[Your task] Collect all lines from the listing that include the string "Reproduce".

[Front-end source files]
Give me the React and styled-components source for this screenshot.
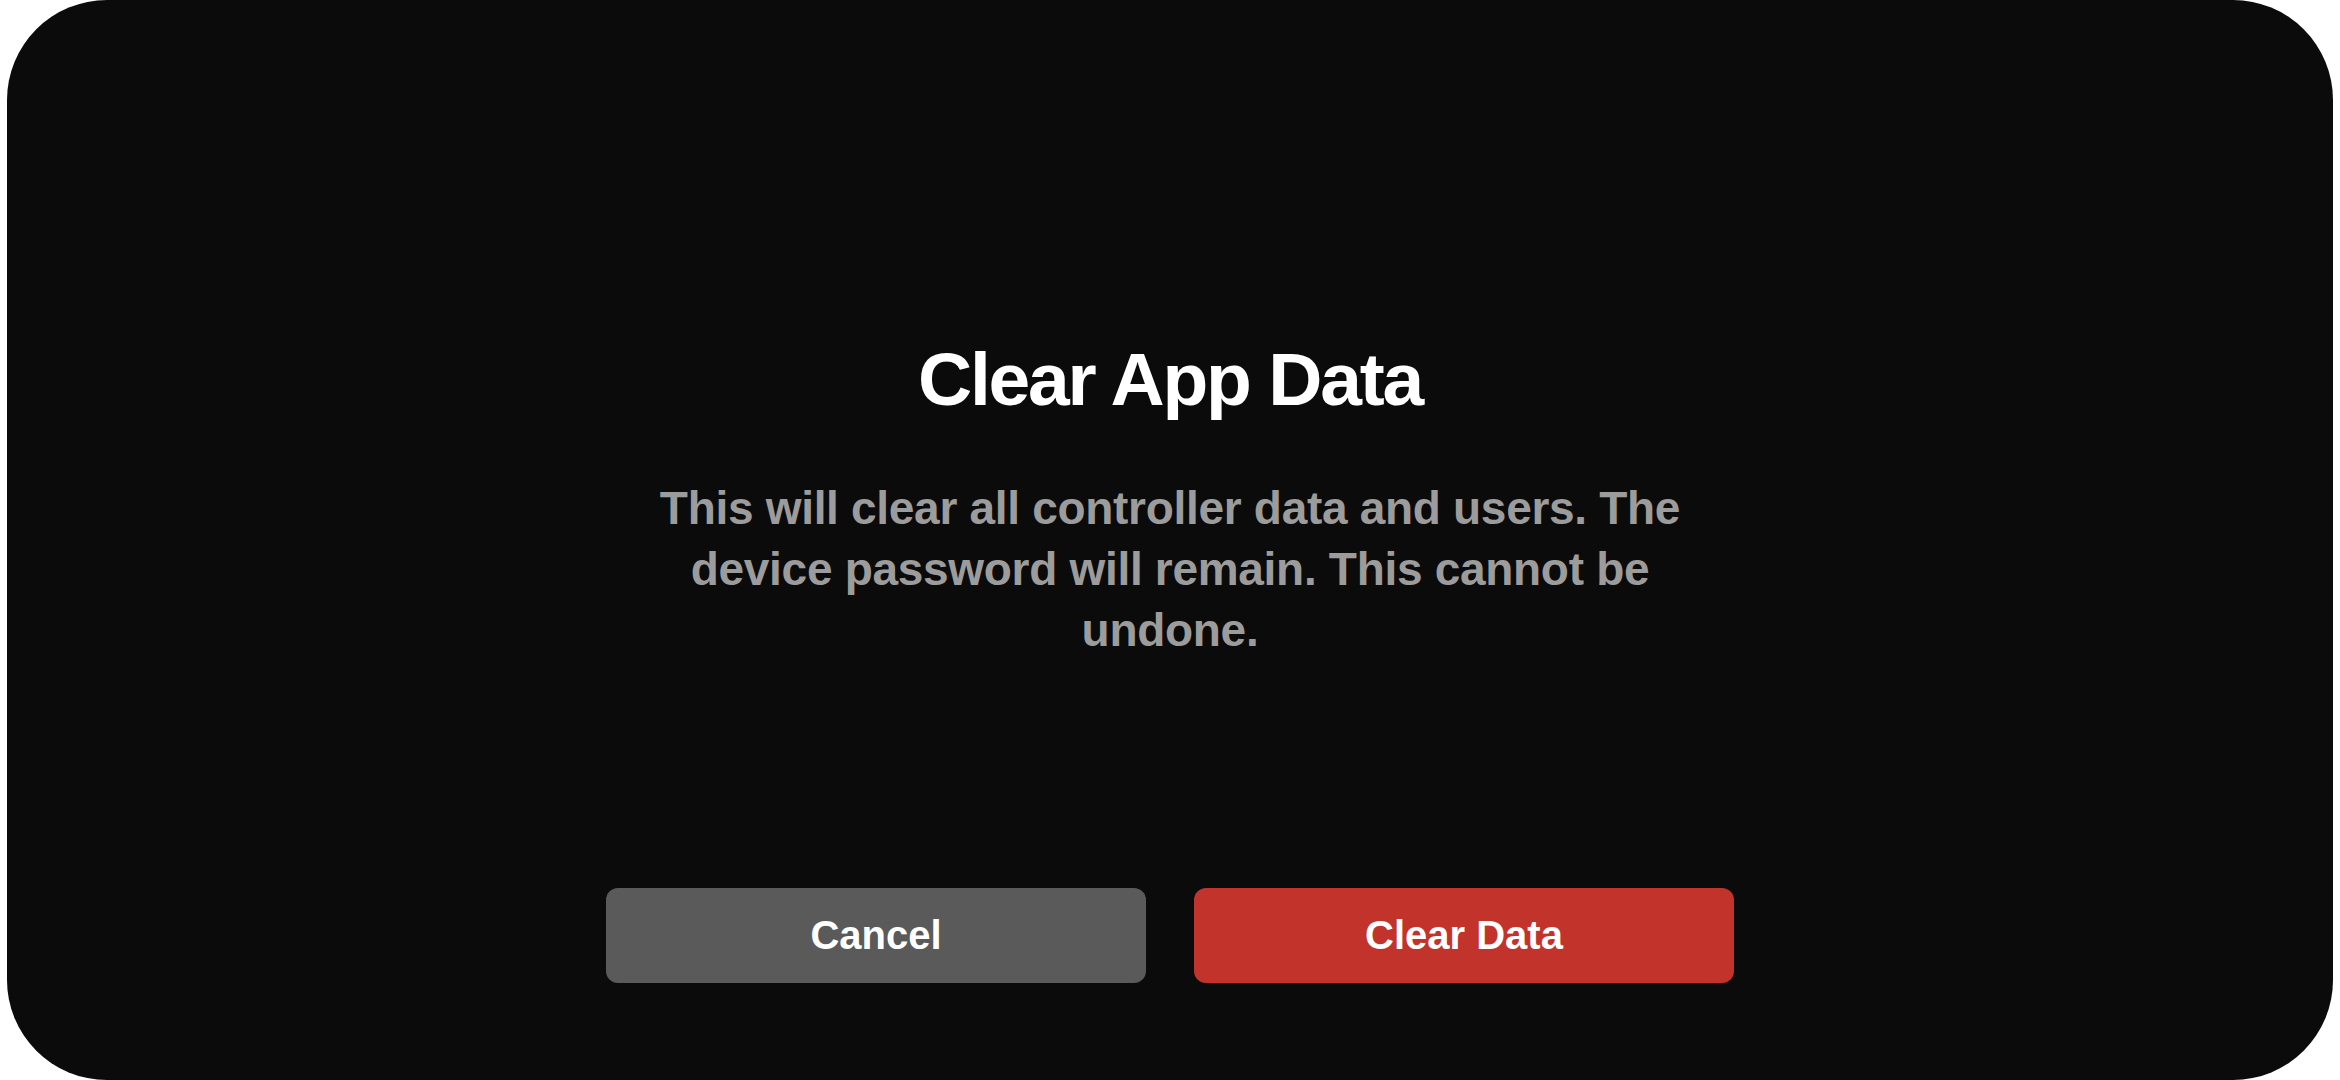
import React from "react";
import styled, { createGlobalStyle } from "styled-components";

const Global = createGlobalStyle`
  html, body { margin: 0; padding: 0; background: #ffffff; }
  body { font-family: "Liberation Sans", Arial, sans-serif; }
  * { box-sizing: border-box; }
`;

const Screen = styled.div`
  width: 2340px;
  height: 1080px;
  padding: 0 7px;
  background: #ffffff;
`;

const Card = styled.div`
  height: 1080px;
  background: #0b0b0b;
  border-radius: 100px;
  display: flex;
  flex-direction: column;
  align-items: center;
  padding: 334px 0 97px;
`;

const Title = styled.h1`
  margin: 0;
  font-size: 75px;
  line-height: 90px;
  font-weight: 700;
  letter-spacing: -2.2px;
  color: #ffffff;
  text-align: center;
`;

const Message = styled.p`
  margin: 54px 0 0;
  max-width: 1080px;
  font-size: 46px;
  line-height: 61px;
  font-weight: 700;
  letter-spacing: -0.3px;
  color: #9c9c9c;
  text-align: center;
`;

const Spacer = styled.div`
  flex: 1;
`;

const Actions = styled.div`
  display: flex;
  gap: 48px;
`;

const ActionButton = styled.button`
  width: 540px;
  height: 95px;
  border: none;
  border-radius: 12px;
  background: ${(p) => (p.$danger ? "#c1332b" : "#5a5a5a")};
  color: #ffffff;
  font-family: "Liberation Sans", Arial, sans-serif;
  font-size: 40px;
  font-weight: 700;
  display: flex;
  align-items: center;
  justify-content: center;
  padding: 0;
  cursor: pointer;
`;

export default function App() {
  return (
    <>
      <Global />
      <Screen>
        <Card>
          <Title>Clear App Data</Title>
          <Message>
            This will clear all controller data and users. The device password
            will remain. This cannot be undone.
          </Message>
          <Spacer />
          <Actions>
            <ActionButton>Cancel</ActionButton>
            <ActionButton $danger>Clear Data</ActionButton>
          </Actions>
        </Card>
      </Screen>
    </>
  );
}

--

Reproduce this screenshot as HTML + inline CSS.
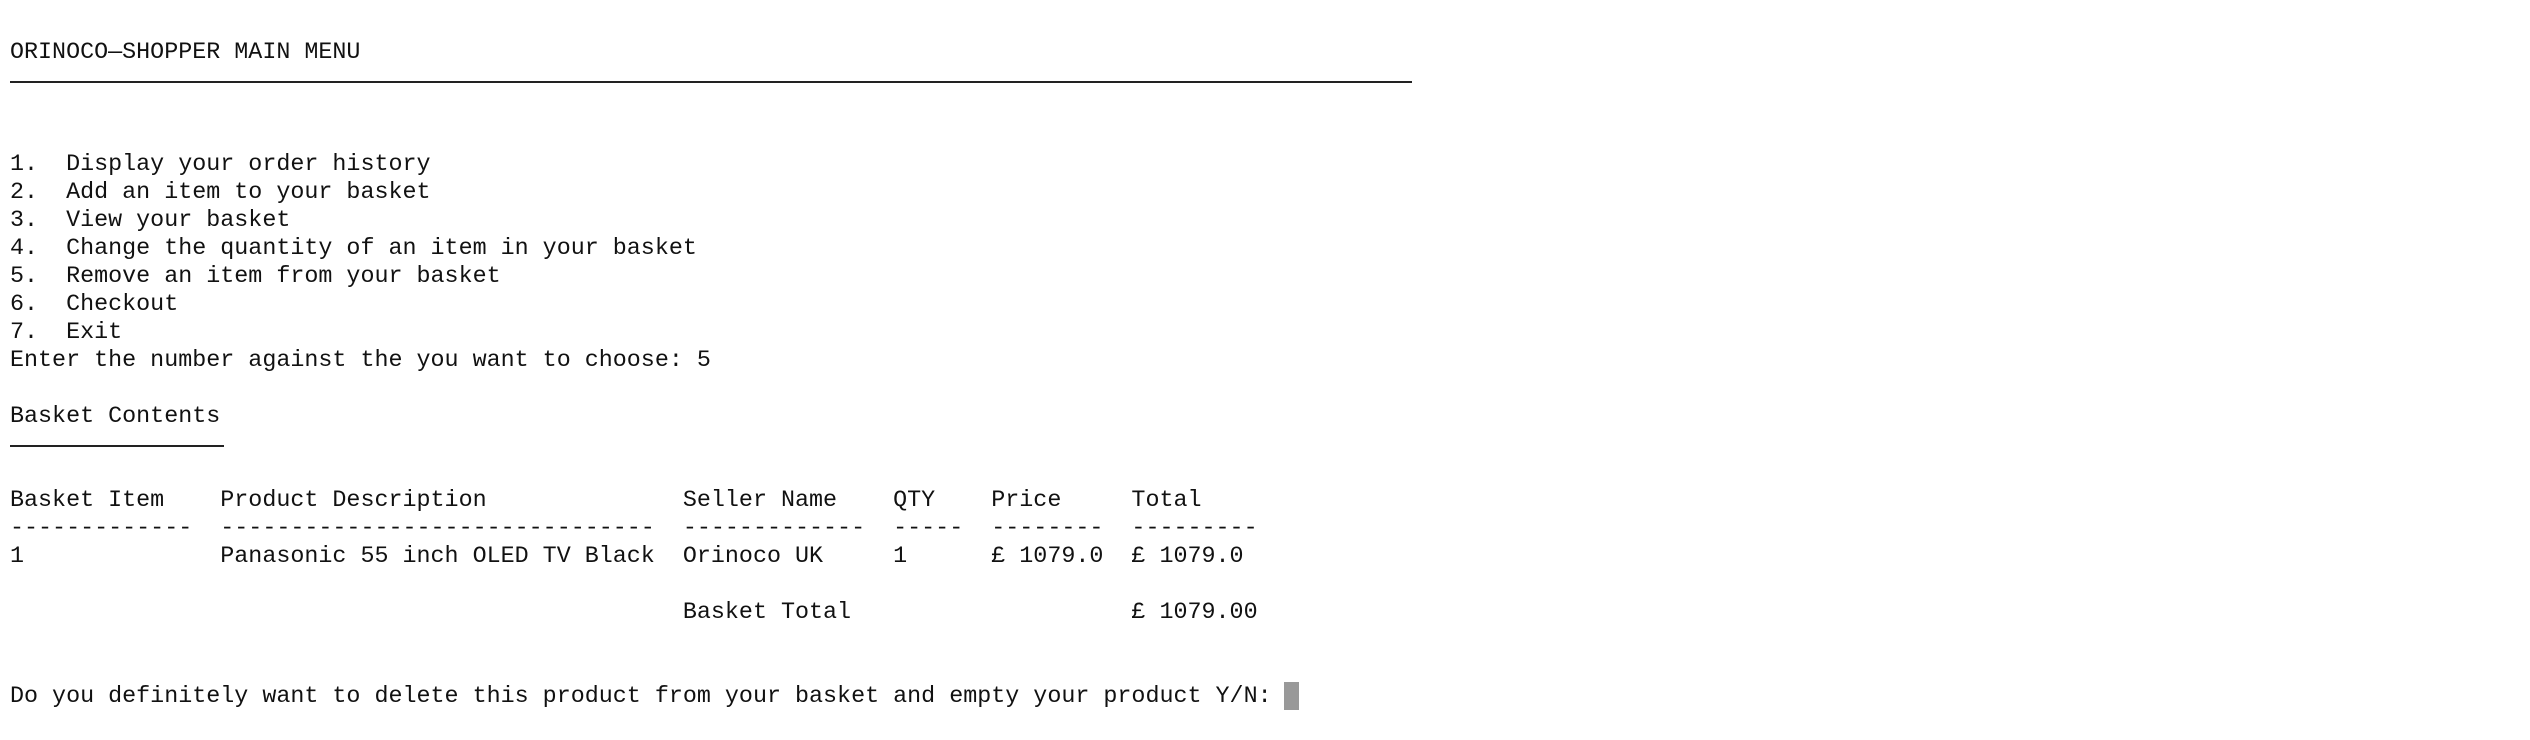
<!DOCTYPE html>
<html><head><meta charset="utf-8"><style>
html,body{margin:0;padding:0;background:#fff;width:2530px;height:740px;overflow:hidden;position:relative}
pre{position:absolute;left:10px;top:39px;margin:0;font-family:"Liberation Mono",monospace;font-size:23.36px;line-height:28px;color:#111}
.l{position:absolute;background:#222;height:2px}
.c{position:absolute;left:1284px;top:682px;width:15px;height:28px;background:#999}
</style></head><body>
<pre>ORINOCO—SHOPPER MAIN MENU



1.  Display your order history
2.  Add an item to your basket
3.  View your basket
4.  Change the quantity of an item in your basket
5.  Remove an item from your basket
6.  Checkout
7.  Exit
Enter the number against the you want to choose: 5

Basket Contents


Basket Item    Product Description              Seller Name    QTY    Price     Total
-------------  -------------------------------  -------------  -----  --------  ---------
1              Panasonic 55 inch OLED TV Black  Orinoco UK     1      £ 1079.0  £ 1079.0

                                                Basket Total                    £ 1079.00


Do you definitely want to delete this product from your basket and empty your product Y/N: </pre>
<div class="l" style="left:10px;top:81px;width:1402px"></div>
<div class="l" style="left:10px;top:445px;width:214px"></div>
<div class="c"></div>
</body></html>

==

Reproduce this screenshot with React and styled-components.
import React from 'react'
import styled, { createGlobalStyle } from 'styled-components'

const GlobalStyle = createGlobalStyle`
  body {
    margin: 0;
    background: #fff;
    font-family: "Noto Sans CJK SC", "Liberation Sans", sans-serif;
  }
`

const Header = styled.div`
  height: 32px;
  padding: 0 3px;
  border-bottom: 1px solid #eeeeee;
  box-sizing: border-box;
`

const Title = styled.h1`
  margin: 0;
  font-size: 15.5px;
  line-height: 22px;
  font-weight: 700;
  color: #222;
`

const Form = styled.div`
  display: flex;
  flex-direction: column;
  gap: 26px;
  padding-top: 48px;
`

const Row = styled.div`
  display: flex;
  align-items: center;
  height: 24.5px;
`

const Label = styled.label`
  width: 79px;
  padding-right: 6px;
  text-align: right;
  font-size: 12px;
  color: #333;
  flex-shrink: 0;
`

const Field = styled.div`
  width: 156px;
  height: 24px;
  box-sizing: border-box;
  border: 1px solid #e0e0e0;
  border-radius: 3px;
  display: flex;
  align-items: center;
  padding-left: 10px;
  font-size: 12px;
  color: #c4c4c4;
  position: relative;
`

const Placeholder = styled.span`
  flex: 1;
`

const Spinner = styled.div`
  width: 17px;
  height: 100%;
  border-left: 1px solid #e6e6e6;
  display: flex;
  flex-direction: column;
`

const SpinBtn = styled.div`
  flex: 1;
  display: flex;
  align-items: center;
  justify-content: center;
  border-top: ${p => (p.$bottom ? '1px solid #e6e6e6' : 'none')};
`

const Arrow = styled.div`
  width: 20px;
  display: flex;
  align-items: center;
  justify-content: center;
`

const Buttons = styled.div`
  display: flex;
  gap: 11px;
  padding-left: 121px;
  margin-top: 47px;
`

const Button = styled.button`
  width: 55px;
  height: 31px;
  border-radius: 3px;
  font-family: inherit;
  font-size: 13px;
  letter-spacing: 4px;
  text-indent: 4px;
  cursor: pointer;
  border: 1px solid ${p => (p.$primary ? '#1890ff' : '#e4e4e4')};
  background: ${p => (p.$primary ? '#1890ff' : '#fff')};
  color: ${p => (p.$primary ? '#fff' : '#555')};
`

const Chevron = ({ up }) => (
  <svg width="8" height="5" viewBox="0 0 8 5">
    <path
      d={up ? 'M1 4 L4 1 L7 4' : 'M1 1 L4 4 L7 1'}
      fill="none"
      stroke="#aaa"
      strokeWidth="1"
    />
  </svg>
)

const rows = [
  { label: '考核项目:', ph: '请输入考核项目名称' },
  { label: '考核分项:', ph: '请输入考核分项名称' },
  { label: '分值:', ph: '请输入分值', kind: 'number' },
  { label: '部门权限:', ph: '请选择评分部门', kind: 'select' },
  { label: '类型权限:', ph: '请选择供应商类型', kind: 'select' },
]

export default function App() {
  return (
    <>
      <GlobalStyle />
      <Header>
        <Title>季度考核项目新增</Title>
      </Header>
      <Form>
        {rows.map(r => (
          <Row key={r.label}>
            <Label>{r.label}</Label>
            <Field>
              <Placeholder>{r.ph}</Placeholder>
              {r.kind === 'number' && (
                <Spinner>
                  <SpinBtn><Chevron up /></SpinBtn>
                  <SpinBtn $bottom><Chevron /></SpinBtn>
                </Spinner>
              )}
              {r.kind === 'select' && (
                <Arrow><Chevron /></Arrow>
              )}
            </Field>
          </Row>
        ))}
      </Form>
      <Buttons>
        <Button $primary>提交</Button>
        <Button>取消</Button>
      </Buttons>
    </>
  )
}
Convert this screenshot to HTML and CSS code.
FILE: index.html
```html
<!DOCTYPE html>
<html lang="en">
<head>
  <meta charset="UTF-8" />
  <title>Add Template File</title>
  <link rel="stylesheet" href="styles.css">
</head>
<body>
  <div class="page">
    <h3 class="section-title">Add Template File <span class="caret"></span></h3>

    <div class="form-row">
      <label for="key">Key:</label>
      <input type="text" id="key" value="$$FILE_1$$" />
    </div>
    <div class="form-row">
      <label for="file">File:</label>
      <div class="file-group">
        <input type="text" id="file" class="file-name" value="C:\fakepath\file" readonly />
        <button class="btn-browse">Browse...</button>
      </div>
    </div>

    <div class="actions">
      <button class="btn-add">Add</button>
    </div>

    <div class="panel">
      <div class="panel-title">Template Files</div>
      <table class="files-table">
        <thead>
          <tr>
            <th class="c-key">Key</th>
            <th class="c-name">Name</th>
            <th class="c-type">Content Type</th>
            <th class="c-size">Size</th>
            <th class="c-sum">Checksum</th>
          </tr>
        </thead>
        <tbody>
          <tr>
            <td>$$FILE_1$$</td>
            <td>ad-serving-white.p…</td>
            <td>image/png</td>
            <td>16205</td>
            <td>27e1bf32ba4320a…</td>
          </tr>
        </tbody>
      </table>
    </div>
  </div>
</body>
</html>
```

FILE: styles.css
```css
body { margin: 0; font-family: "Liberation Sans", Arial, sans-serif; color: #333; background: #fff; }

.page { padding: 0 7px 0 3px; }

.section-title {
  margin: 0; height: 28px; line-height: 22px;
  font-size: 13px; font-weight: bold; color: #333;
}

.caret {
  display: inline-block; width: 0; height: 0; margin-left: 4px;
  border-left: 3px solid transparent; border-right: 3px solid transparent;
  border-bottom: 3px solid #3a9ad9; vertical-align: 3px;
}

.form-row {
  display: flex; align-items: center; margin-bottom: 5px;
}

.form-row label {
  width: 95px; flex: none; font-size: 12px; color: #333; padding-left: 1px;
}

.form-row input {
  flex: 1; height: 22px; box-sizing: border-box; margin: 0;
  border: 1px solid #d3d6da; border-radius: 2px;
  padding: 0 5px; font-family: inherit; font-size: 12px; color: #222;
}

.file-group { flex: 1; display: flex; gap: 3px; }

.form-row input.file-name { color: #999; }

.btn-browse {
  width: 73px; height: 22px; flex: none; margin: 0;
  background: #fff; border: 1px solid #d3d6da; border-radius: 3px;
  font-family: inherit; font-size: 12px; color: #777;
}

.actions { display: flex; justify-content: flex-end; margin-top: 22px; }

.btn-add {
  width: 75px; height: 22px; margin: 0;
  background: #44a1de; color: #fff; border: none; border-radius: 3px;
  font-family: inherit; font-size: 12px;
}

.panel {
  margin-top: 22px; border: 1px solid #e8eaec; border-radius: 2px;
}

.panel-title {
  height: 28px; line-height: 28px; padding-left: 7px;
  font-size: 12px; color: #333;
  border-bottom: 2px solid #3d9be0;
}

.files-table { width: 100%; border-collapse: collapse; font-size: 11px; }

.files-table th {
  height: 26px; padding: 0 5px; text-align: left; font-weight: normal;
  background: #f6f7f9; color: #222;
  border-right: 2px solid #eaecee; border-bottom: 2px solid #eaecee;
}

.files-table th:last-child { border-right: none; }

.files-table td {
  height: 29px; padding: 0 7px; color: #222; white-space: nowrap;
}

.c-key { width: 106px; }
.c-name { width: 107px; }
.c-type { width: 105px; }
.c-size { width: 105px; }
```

[Written solution]
Reproduce this screenshot as HTML + inline CSS.
Reproduce this screenshot with React and styled-components.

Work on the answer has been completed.